Raising tween-to-teenage girls is such a tricky, tricky business, isn’t it?

At 13, Emily so desperately wants to grow up. She wants to wear mascara (clear only, love), she wants to wear heels (I’ll allow the wedges for now), she wants to “dress more like Blair Waldorf this year — I need to get a good blazer.” (She now has a blazer). And I get it, I so do. I mean, it’s not such a stretch for me to remember being 13, just a few short years ago.

Fine, 23 years ago. Good lord, that’s an entire college graduate amount of time since I have been 13.

But I remember so badly wanting to shed those last traces of babyhood, I remember how exciting it was to shop at The Gap, a store whose clothing shelves didn’t share space with onesies and bibs.

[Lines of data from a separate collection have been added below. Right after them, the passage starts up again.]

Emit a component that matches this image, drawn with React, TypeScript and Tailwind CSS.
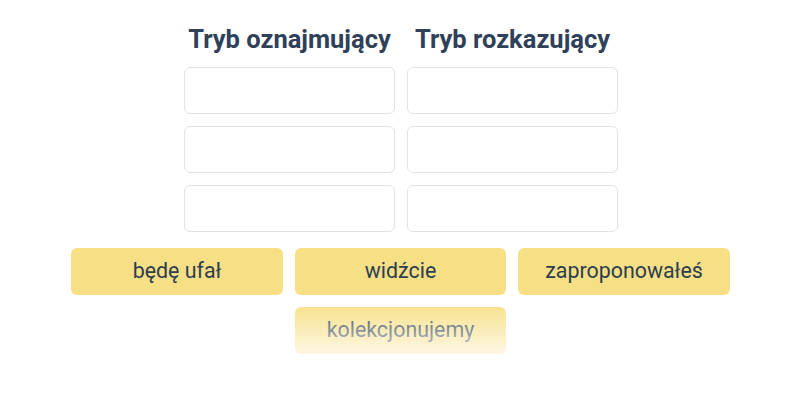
export default function App() {
  const slots = [0, 1, 2];
  const chips = ["będę ufał", "widźcie", "zaproponowałeś", "kolekcjonujemy"];

  return (
    <div className="w-[800px] h-[400px] bg-white font-['Roboto',sans-serif] text-[#2c3e50] relative overflow-hidden">
      <div className="flex justify-center gap-3 pt-[23px] pl-[2px]">
        {["Tryb oznajmujący", "Tryb rozkazujący"].map((title) => (
          <div key={title} className="w-[211px] flex flex-col gap-3">
            <h2 className="text-[25.5px] leading-[32px] font-bold text-center text-[#2f4159] whitespace-nowrap">{title}</h2>
            {slots.map((i) => (
              <div key={i} className="h-[47px] rounded-md border border-[#dfe3e6] bg-white" />
            ))}
          </div>
        ))}
      </div>

      <div className="flex flex-wrap justify-center gap-x-3 gap-y-3 w-[659px] ml-[71px] mt-[16px]">
        {chips.map((c) => (
          <div
            key={c}
            className="w-[211.5px] h-[47px] rounded-md bg-[#f7df85] flex items-center justify-center text-[21.4px] text-[#2c3e50]"
          >
            {c}
          </div>
        ))}
      </div>

      {/* bottom fade */}
      <div className="absolute left-0 right-0 top-[300px] h-[60px] bg-gradient-to-b from-white/0 to-white/85 pointer-events-none" />
      <div className="absolute left-0 right-0 top-[360px] bottom-0 bg-white/85 pointer-events-none" />
    </div>
  );
}
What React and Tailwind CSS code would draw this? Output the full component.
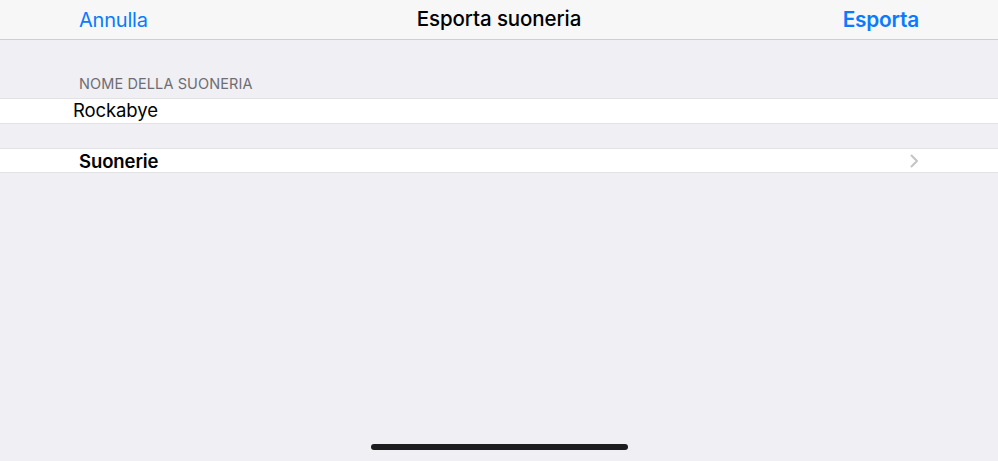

Maybe it’s because I’m an old lady now, but I feel like clothing for teens is a lot…tinier…than it was in the 1990s. Teen clothes for me meant giant flannel button-downs and Doc Martens and big alternative band t-shirts from concerts I didn’t go to or loose and billowy baby-doll dresses (and chokers) or (zoinks) overalls. What I’m saying is, style choice notwithstanding, there really was no shortage of fabric on our grown-up clothing wish lists. Thanks, Angela Chase and the entire cast of Beverly Hills, 90210.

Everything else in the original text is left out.